Os mais otimistas dizem que em breve os salários chineses subirão muito e isso afetará essa vantagem competitiva. Eles tem razão, em parte, pois na semana passada li que uma indústria de Tecnologia da Informação havia elevado seus salários na China para 400 dólares. Ainda assim, vai demorar muito para mudar esse estado de coisas. Não podemos esquecer também que na China existem pelo menos 200 milhões de trabalhadores volantes que peregrinam de cidade em cidade em busca de trabalho. Isso significa um enorme contingente de mão de obra disponível para forçar a redução dos níveis salariais ou pelo menos mantê-los estabilizados. A esse contingente Marx denominou como Exército Industrial de Reserva, que os capitalistas utilizavam para manter os salários baixos e aumentar a acumulação de capital. Pobre Marx, não poderia imaginar que uma revolução feita em seu nome utilizaria esse mecanismo para encher os bolsos dos empresários e aumentar o poder do Estado, que ele também abominava.
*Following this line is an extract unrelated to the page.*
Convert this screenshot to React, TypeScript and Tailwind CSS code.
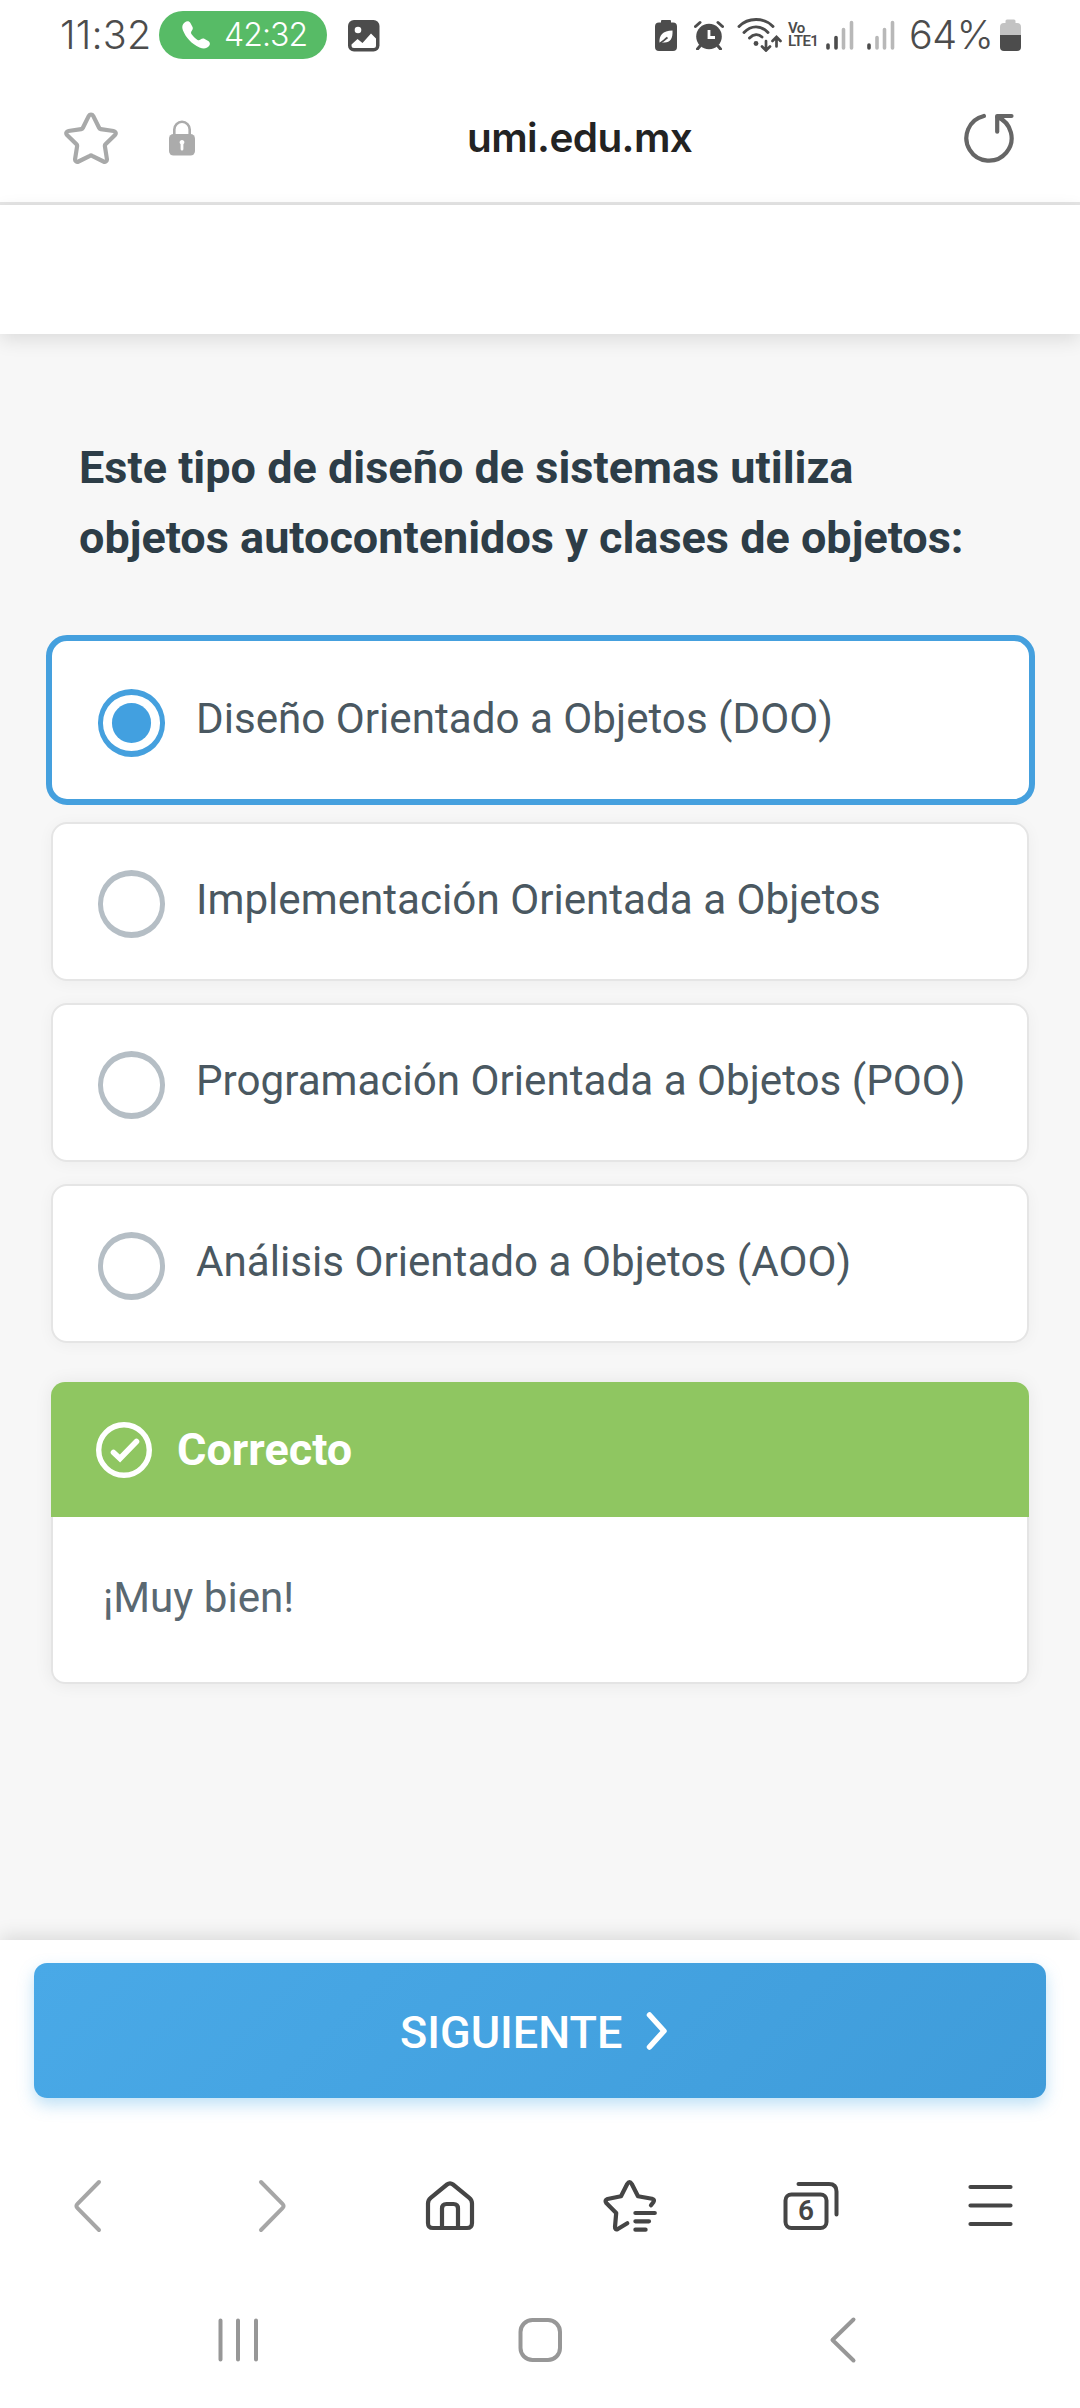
import React from "react";

const OPTIONS = [
  "Diseño Orientado a Objetos (DOO)",
  "Implementación Orientada a Objetos",
  "Programación Orientada a Objetos (POO)",
  "Análisis Orientado a Objetos (AOO)",
];

const STAR = "M27 3.5c1 0 1.700.5 2.200 1.400l6 12.100c.3.600.9 1 1.600 1.100l12.800 1.900c2 .3 2.800 2.500 1.400 3.900l-9.500 9.400c-.5.5-.700 1.200-.6 1.900l2 12.800c.3 2-1.600 3.400-3.400 2.500l-11.400-5.700c-.7-.4-1.500-.4-2.200 0l-11.400 5.700c-1.800.9-3.700-.5-3.400-2.500l2-12.800c.1-.7-.1-1.400-.6-1.900L3 23.900c-1.400-1.400-.6-3.600 1.400-3.900l12.800-1.900c.7-.1 1.300-.5 1.600-1.100l6-12.100C25.300 4 26 3.500 27 3.500z";

function StatusBar() {
  return (
    <header className="flex h-[70px] items-start pl-[60px] pr-[59px] font-['Inter'] text-[#4c4c4c]">
      <span className="mt-[11px] w-[99px] whitespace-nowrap text-[39.500px] font-light leading-[48px] tracking-[0.2px]">11:32</span>
      <div className="mt-[11px] flex h-12 w-[168px] items-center rounded-full bg-[#57bb66] pl-[23px] text-white">
        <svg width="28" height="28" viewBox="0 0 28 28" className="shrink-0">
          <path fill="currentColor" d="M3 1.200C4.800-.2 7.300-.1 8.400 2l2 3.700c.8 1.500.4 2.900-.6 4.100-1 1.200-1 2.300-.2 3.500 1.600 2.200 3.400 4.100 5.600 5.500 1.300.8 2.200.7 3.300-.2 1.400-1.200 2.700-1.500 4.200-.700l3.500 2c1.900 1.100 2.200 3.400.8 5.200-2.100 2.700-5.600 3.200-9.500 1.400C9.600 22.900 3.900 16.600 1 9.500-.4 6.100.3 3.200 3 1.200z" />
        </svg>
        <span className="ml-[14px] whitespace-nowrap text-[32px] font-[350] leading-none tracking-[-0.9px]">42:32</span>
      </div>
      <svg width="32" height="32" viewBox="0 0 32 32" className="ml-[21px] mt-5">
        <rect width="31.500" height="31.500" rx="6" fill="currentColor" />
        <circle cx="10" cy="10" r="3.300" fill="#fff" />
        <path d="M3.500 24.500l6-5.500 5 4 8.500-9.500 5 5v7q0 2.500-2.500 2.500h-19.500q-2.500 0-2.500-2.500z" fill="#fff" />
      </svg>
      <div className="ml-auto flex items-start">
        <svg width="22" height="32" viewBox="0 0 22 32" className="mt-[19px]">
          <path d="M6 3.500V2q0-1 1-1h8q1 0 1 1v1.500h2q4 0 4 4V28q0 4-4 4H4q-4 0-4-4V7.500q0-4 4-4z" fill="currentColor" />
          <path d="M4.500 24c-.5-8 3-12 13-12.500.5 8.500-2.500 12.500-9 12z" fill="#fff" />
          <path d="M2.500 25.500c4-1.500 6-4 10-7" stroke="currentColor" strokeWidth="1.800" fill="none" />
        </svg>
        <svg width="30" height="30" viewBox="0 0 30 30" className="ml-[17px] mt-5" fill="none" stroke="currentColor" strokeLinecap="round">
          <circle cx="15" cy="16.500" r="12.800" fill="currentColor" stroke="none" />
          <path d="M1.500 6.500L6 2.500M28.500 6.500L24 2.500M6 26l-2.500 3M24 26l2.500 3" strokeWidth="3" />
          <path d="M15 10v7.500h6" stroke="#fff" strokeWidth="2.800" strokeLinecap="butt" />
        </svg>
        <svg width="46" height="34" viewBox="0 0 46 34" className="ml-[13px] mt-[18px]" fill="none" stroke="currentColor" strokeWidth="2.900" strokeLinecap="round">
          <path d="M2 8.500C11-.9 27-.9 36 8.500M7 14.500c7-7.500 17-7.500 24 0M12.500 20c4-4 9-4.200 12.500-1" />
          <circle cx="19" cy="25.500" r="2.400" fill="currentColor" stroke="none" />
          <path d="M29 23v9M25 28.500l4 4 4-4M39.500 28.500v-9M35.500 23l4-4 4 4" strokeWidth="2.700" />
        </svg>
        <div className="ml-[5px] mt-[22px] w-[38px] font-['Roboto'] text-[15px] font-semibold leading-[13px] tracking-[-0.6px]">
          <div>Vo</div>
          <div>LTE1</div>
        </div>
        <svg width="28" height="30" viewBox="0 0 28 30" className="mt-5" strokeWidth="3.600" strokeLinecap="round">
          <path d="M2 25v3M10 17.500V28" stroke="#4c4c4c" />
          <path d="M17.500 9.500V28M25.500 2.500V28" stroke="#b8b8b8" />
        </svg>
        <svg width="28" height="30" viewBox="0 0 28 30" className="ml-[13px] mt-5" strokeWidth="3.600" strokeLinecap="round">
          <path d="M2 25v3" stroke="#4c4c4c" />
          <path d="M10 17.500V28M17.500 9.500V28M25.500 2.500V28" stroke="#b8b8b8" />
        </svg>
        <span className="ml-[14px] mt-[11px] w-[91px] whitespace-nowrap text-[39.500px] font-light leading-[48px] tracking-[-0.4px]">64%</span>
        <svg width="21" height="32" viewBox="0 0 21 32" className="mt-[19px]">
          <path d="M5.500 4V2q0-1.500 1.500-1.500h7q1.500 0 1.500 1.500v2H17q4 0 4 4v8H0V8q0-4 4-4z" fill="#c3c3c3" />
          <path d="M0 16h21v12q0 4-4 4H4q-4 0-4-4z" fill="currentColor" />
        </svg>
      </div>
    </header>
  );
}

function AddressBar() {
  return (
    <div className="flex h-[135px] items-start border-b-[3px] border-[#e5e5e5] pl-16 pr-[65px]">
      <svg width="54" height="54" viewBox="0 0 54 54" className="mt-[41px]" fill="none" stroke="#a8a9a9" strokeWidth="4.200">
        <path d={STAR} />
      </svg>
      <svg width="26" height="36" viewBox="0 0 26 36" className="ml-[51px] mt-[50px]">
        <path d="M5.300 15V9.500a7.700 7.700 0 0 1 15.400 0V15" fill="none" stroke="#ababab" strokeWidth="2.600" />
        <rect y="14" width="26" height="21.500" rx="4.500" fill="#ababab" />
        <path d="M13 20a2.300 2.300 0 0 1 1.400 4.200V29q0 1.500-1.400 1.500T11.600 29v-4.800A2.300 2.300 0 0 1 13 20z" fill="#fff" />
      </svg>
      <div className="mt-[43px] flex-1 pl-[272px] font-['Inter'] text-[40.500px] font-semibold leading-[50px] tracking-[-0.6px] text-[#232323]">umi.edu.mx</div>
      <svg width="52" height="52" viewBox="0 0 52 52" className="mt-[42px]" fill="none" stroke="#666" strokeWidth="4.200" strokeLinecap="round" strokeLinejoin="round">
        <path d="M20.900 4A22.600 22.600 0 1 0 34.300 5" />
        <path d="M48.500 4H34.200v15.700" />
      </svg>
    </div>
  );
}

function Option({ label, selected }: { label: string; selected: boolean }) {
  return (
    <label
      className={
        selected
          ? "relative -mx-[5.500px] -mt-1.5 -mb-[5px] flex h-[170px] items-start rounded-[21px] border-6 border-[#45a0de] bg-white pl-[46.500px] pt-12"
          : "flex h-[159px] items-start rounded-[16px] border-2 border-[#e5e5e5] bg-white pl-[45px] pt-[46px] shadow-[0_2px_16px_rgba(0,0,0,0.045)]"
      }
    >
      <span className={selected ? "flex h-[68px] w-[67px] items-center justify-center rounded-full border-x-5 border-y-6 border-[#45a0de]" : "h-[68px] w-[67px] rounded-full border-x-5 border-y-6 border-[#b5bec5]"}>
        {selected && <span className="h-10 w-[39px] rounded-full bg-[#42a0e0]" />}
      </span>
      <span className="ml-[31px] mt-[2px] whitespace-nowrap text-[42.160px] leading-[56px] text-[#4a5861]">{label}</span>
    </label>
  );
}

function Feedback() {
  return (
    <section className="mt-[39px] rounded-[14px] shadow-[0_0_18px_rgba(0,0,0,0.07)]">
      <div className="flex h-[135px] items-center rounded-t-[14px] bg-[#8fc661] pl-[45px] text-white">
        <svg width="56" height="56" viewBox="0 0 56 56" fill="none" stroke="currentColor">
          <circle cx="28" cy="28" r="25.300" strokeWidth="5.400" />
          <path d="M17.500 30.500l6.500 6 16.500-17" strokeWidth="5.600" strokeLinecap="round" />
        </svg>
        <span className="ml-[25px] text-[45px] font-bold leading-none">Correcto</span>
      </div>
      <div className="h-[167px] rounded-b-[14px] border-2 border-t-0 border-[#e4e4e4] bg-white pl-[50px] pt-[53px] text-[42.160px] leading-[56px] text-[#5a6871]">¡Muy bien!</div>
    </section>
  );
}

function BrowserNav() {
  return (
    <nav className="mt-[81px] flex h-[54px] items-center pl-[73px] pr-[67px]">
      <svg width="30" height="54" viewBox="0 0 30 54" fill="none" stroke="#a6a6a6" strokeWidth="4" strokeLinecap="round">
        <path d="M26 3L4.500 24.800q-2.200 2.200 0 4.400L26 51" />
      </svg>
      <svg width="30" height="54" viewBox="0 0 30 54" className="ml-[154px]" fill="none" stroke="#a6a6a6" strokeWidth="4" strokeLinecap="round">
        <path d="M4 3l21.500 21.800q2.200 2.200 0 4.400L4 51" />
      </svg>
      <svg width="50" height="54" viewBox="0 0 50 54" className="ml-[138px]" fill="none" stroke="#454545" strokeWidth="4.200" strokeLinejoin="round">
        <path d="M3 24.500q0-3.500 2.700-5.700L22 5.500q3-2.400 6 0l16.300 13.300Q47 21 47 24.500V44q0 5-5 5H8q-5 0-5-5z" />
        <path d="M17 49V29.500q0-4.500 4.500-4.500h7q4.500 0 4.500 4.500V49" />
      </svg>
      <svg width="56" height="54" viewBox="0 0 56 54" className="ml-[128px]" fill="none" stroke="#454545" strokeWidth="4.200" strokeLinecap="round" strokeLinejoin="round">
        <path d="M24.300 44.300L14.800 50q-3 1.300-2.800-2l1.200-14L3.300 24q-2-3 1.200-4L18 17.300 24.200 5q2.300-4 4.600 0L35 17.300l14 2.400q3 .8 1.500 3.300l-2.500 3.300" />
        <path d="M32.400 34h19.400M32.400 42.300H46M32.400 50.700h10.200" />
      </svg>
      <div className="relative ml-[124px] h-[54px] w-[56px]">
        <svg width="56" height="54" viewBox="0 0 56 54" fill="none" stroke="#454545" strokeWidth="4" strokeLinecap="round">
          <rect x="2.500" y="15.500" width="41" height="33.500" rx="6" />
          <path d="M15.500 5H46q7.500 0 7.500 7.500v23" />
        </svg>
        <span className="absolute left-0 top-4 w-[46px] text-center text-[28px] font-semibold leading-[32px] text-[#454545]">6</span>
      </div>
      <svg width="45" height="54" viewBox="0 0 45 54" className="ml-auto" stroke="#454545" strokeWidth="4.200" strokeLinecap="round">
        <path d="M2.500 8h40M2.500 26.500h40M2.500 45h40" />
      </svg>
    </nav>
  );
}

function SystemNav() {
  return (
    <nav className="mt-[82px] flex h-[50px] items-center pl-[217px]">
      <svg width="42" height="50" viewBox="0 0 42 50" stroke="#979797" strokeWidth="4" strokeLinecap="round">
        <path d="M3.500 5.500v39M21 5.500v39M39 5.500v39" />
      </svg>
      <svg width="46" height="50" viewBox="0 0 46 50" className="ml-[258px]" fill="none" stroke="#979797" strokeWidth="4">
        <rect x="3.500" y="5" width="39.500" height="40" rx="12" />
      </svg>
      <svg width="28" height="50" viewBox="0 0 28 50" className="ml-[266px]" fill="none" stroke="#979797" strokeWidth="4" strokeLinecap="round" strokeLinejoin="round">
        <path d="M24.500 4.500L3.500 25l21 20.500" />
      </svg>
    </nav>
  );
}

export default function App() {
  return (
    <div className="flex h-[2408px] w-[1080px] flex-col overflow-hidden bg-white font-['Roboto'] text-[42px]">
      <StatusBar />
      <AddressBar />
      <div className="relative z-10 h-[129px] shrink-0 bg-white shadow-[0_6px_18px_rgba(0,0,0,0.11)]" />
      <main className="h-[1606px] shrink-0 bg-[#f7f7f7] px-[51px] pt-[99px]">
        <h1 className="ml-[28px] whitespace-nowrap text-[45px] font-bold leading-[70px] text-[#2d3d47]">
          Este tipo de diseño de sistemas utiliza
          <br />
          objetos autocontenidos y clases de objetos:
        </h1>
        <div className="mt-[68px] flex flex-col gap-[22px]">
          {OPTIONS.map((label, i) => (
            <Option key={label} label={label} selected={i === 0} />
          ))}
        </div>
        <Feedback />
      </main>
      <footer className="relative z-10 flex-1 bg-white pt-[23px] shadow-[0_-4px_18px_rgba(0,0,0,0.12)]">
        <button className="mx-[34px] flex h-[135px] w-[1012px] items-center rounded-[13px] bg-[linear-gradient(135deg,#49a9e7,#3f9cda)] pl-[366px] text-[45px] font-medium leading-none text-white shadow-[0_7px_16px_rgba(73,168,230,0.35)]">
          <span className="mt-1 w-[246px] text-left">SIGUIENTE</span>
          <svg width="22" height="40" viewBox="0 0 22 40" fill="none" stroke="currentColor" strokeWidth="5.500" strokeLinecap="round" strokeLinejoin="round">
            <path d="M3.500 4l14.500 16L3.500 36" />
          </svg>
        </button>
        <BrowserNav />
        <SystemNav />
      </footer>
    </div>
  );
}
Mas o poder chinês está aí para comprovar que meu avô tinha mesmo razão, mesmo não sendo dele a ideia. Detentora da maior reserva em dólares do mundo deve crescer neste ano 7,5%, um pouco abaixo das expectativas, mas bem acima dos índices europeus e norte-americanos que não chegarão a 2%. É uma potência nuclear e está decidida a iniciar uma corrida espacial para manter sua supremacia tecnológica. Hoje nenhuma potência ousa tomar uma decisão política internacional sem consultar a República Popular da China. Há quem diga, também, que o país está sob sérias ameaças estratégicas, pois faltará água, comida e minérios para atender a sua expansão. Com certeza os poderosos dirigentes do Partido Comunista, cujo nome é utilizado por respeito aos fundadores, já tomaram algumas decisões estratégicas e estão investindo bilhões na África e América Latina para garantir o fornecimento para suas futuras necessidades. Com certeza a leitura deles não é mais Marx e Lênin, mas Porter, Ansoff, Kotler, Mintzberg, Omahe entre outros. E as atuais e futuras potências que se cuidem.